Since Chicago’s founding, the Near North Side has always been a neighborhood in transition. Early development was chiefly centered around industry, and the immigrant population that supported that industry was concentrated around the north branch of the Chicago River. Swedes, Irish and Germans worked at breweries and coal plants, giving the area such colorful names as “Little Hell” and “The Patch” in the 1850s.
After the Chicago Fire of 1871 largely leveled the area, the cheap land and housing was subsequently filled in by the wave of immigrants from Sicily in the 1880s. The neighborhood was then dubbed “Little Sicily,” a moniker that held strong until the mid-20th century. Around the same time, bridges started to be built across the river and Potter Palmer established his mansion on Lakeshore in 1885. The wealthy began their migration north from Prairie Avenue, and the Gold Coast was born.
The beginning of the 20th century saw an increasing number of people moving into the Little Sicily area, driven by forces such as the Great Depression and Great Migration. They made their homes in crowded tenements until the area was perceived as a slum synonymous with crime and poor living conditions. Churches and charitable organizations moved to area between the slums and the Gold Coast in an effort to help support these communities.

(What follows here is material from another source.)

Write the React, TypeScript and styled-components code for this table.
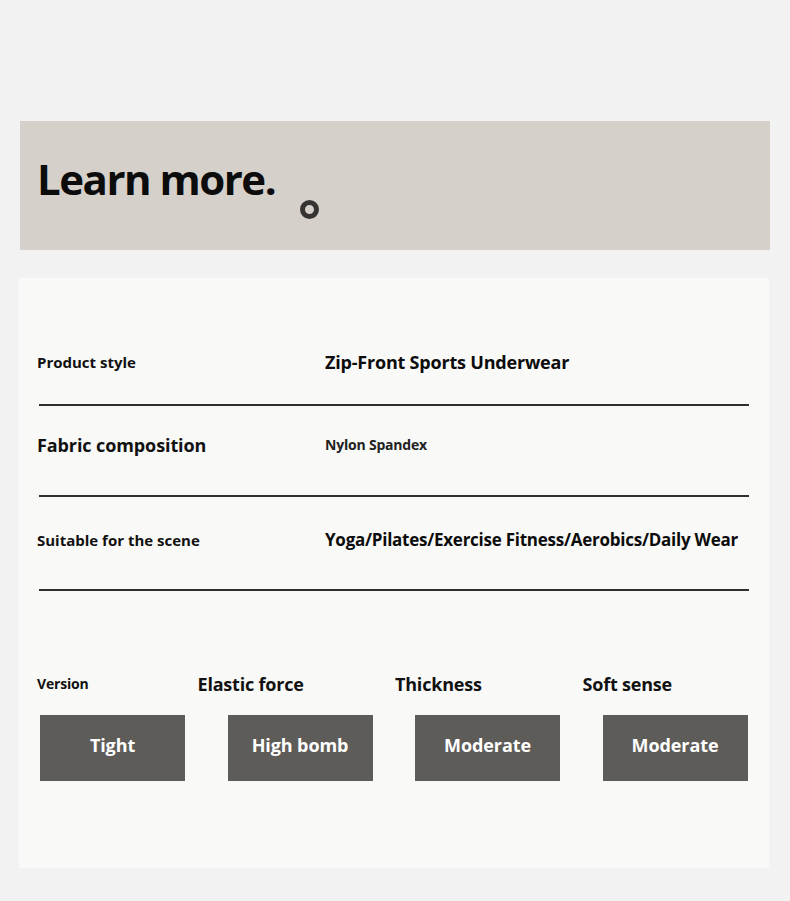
import styled, { createGlobalStyle } from "styled-components";

const GlobalStyle = createGlobalStyle`
  html, body {
    margin: 0;
    padding: 0;
    background: #f2f2f2;
  }
  body {
    font-family: "Open Sans", "Liberation Sans", sans-serif;
    color: #111;
  }
`;

const Page = styled.div`
  width: 790px;
  height: 901px;
  padding-top: 121px;
  box-sizing: border-box;
  overflow: hidden;
`;

const Banner = styled.section`
  margin-left: 20px;
  width: 750px;
  height: 129px;
  background: #d6d0cb;
  display: flex;
  align-items: flex-start;
  box-sizing: border-box;
  padding: 31px 0 0 17px;
`;

const Title = styled.h1`
  margin: 0;
  font-size: 42px;
  line-height: 54px;
  font-weight: 700;
  color: #0c0c0c;
  letter-spacing: -1.5px;
`;

const Ring = styled.span`
  display: block;
  width: 19px;
  height: 19px;
  box-sizing: border-box;
  border: 5px solid #363432;
  border-radius: 50%;
  margin: 48px 0 0 25px;
`;

const Card = styled.section`
  margin: 28px 0 0 19px;
  width: 750px;
  height: 590px;
  background: #f9f9f7;
  box-sizing: border-box;
  padding: 72px 20px 0;
`;

const Row = styled.div<{ $top: number; $bottom: number }>`
  display: grid;
  grid-template-columns: 286px 1fr;
  align-items: center;
  padding: ${(p) => p.$top}px 0 ${(p) => p.$bottom}px;
  border-bottom: 2px solid #2f2f2f;
`;

const Label = styled.div<{ $size: number; $spacing?: number }>`
  font-size: ${(p) => p.$size}px;
  line-height: 24px;
  font-weight: 700;
  margin-left: -2px;
  letter-spacing: ${(p) => p.$spacing ?? 0}px;
  white-space: nowrap;
`;

const Value = styled.div<{ $size: number; $spacing?: number; $soft?: boolean }>`
  font-size: ${(p) => p.$size}px;
  line-height: 24px;
  font-weight: 700;
  color: ${(p) => (p.$soft ? "#222" : "#0c0c0c")};
  letter-spacing: ${(p) => p.$spacing ?? -0.2}px;
  white-space: nowrap;
`;

const Specs = styled.div`
  display: grid;
  grid-template-columns: repeat(4, 145px);
  column-gap: 42.5px;
  row-gap: 19px;
  margin: 81px 0 0 1px;
`;

const SpecLabel = styled.div<{ $shift: number; $size: number }>`
  margin-left: ${(p) => p.$shift}px;
  font-size: ${(p) => p.$size}px;
  line-height: 24px;
  font-weight: 700;
  white-space: nowrap;
  letter-spacing: -0.2px;
`;

const SpecBox = styled.div`
  height: 66px;
  background: #5e5c58;
  color: #fff;
  display: flex;
  align-items: center;
  justify-content: center;
  font-size: 18px;
  font-weight: 700;
  letter-spacing: -0.1px;
  padding: 0 0 6px;
  box-sizing: border-box;
`;

const specs = [
  { label: "Version", shift: -3, size: 14, value: "Tight" },
  { label: "Elastic force", shift: -30, size: 18, value: "High bomb" },
  { label: "Thickness", shift: -20, size: 18, value: "Moderate" },
  { label: "Soft sense", shift: -20, size: 18, value: "Moderate" },
];

export default function App() {
  return (
    <Page>
      <GlobalStyle />
      <Banner>
        <Title>Learn more.</Title>
        <Ring />
      </Banner>
      <Card>
        <Row $top={0} $bottom={30}>
          <Label $size={15}>Product style</Label>
          <Value $size={18}>Zip-Front Sports Underwear</Value>
        </Row>
        <Row $top={27} $bottom={38}>
          <Label $size={18} $spacing={-0.1}>
            Fabric composition
          </Label>
          <Value $size={14} $soft>
            Nylon Spandex
          </Value>
        </Row>
        <Row $top={31} $bottom={37}>
          <Label $size={15}>Suitable for the scene</Label>
          <Value $size={17} $spacing={-0.25}>
            Yoga/Pilates/Exercise Fitness/Aerobics/Daily Wear
          </Value>
        </Row>
        <Specs>
          {specs.map((s) => (
            <SpecLabel key={s.label} $shift={s.shift} $size={s.size}>
              {s.label}
            </SpecLabel>
          ))}
          {specs.map((s, i) => (
            <SpecBox key={i}>{s.value}</SpecBox>
          ))}
        </Specs>
      </Card>
    </Page>
  );
}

The stark contrast between these opposing ends of the North Side was ripe for comparison and study by the growing academic discipline of sociology centered at the University of Chicago. Chicago thinkers became increasing concerned with the effects of immigration, urbanization, secularization and equal rights. It was in this environment that the CHA was created in 1937 to own and operate housing, which was built by the federal government under President Franklin Roosevelt’s Public Works Administration to provide affordable housing for low-income families and combat blight. One of the early developments by CHA was the Frances Cabrini Rowhomes of 1942, right in the heart of Little Sicily.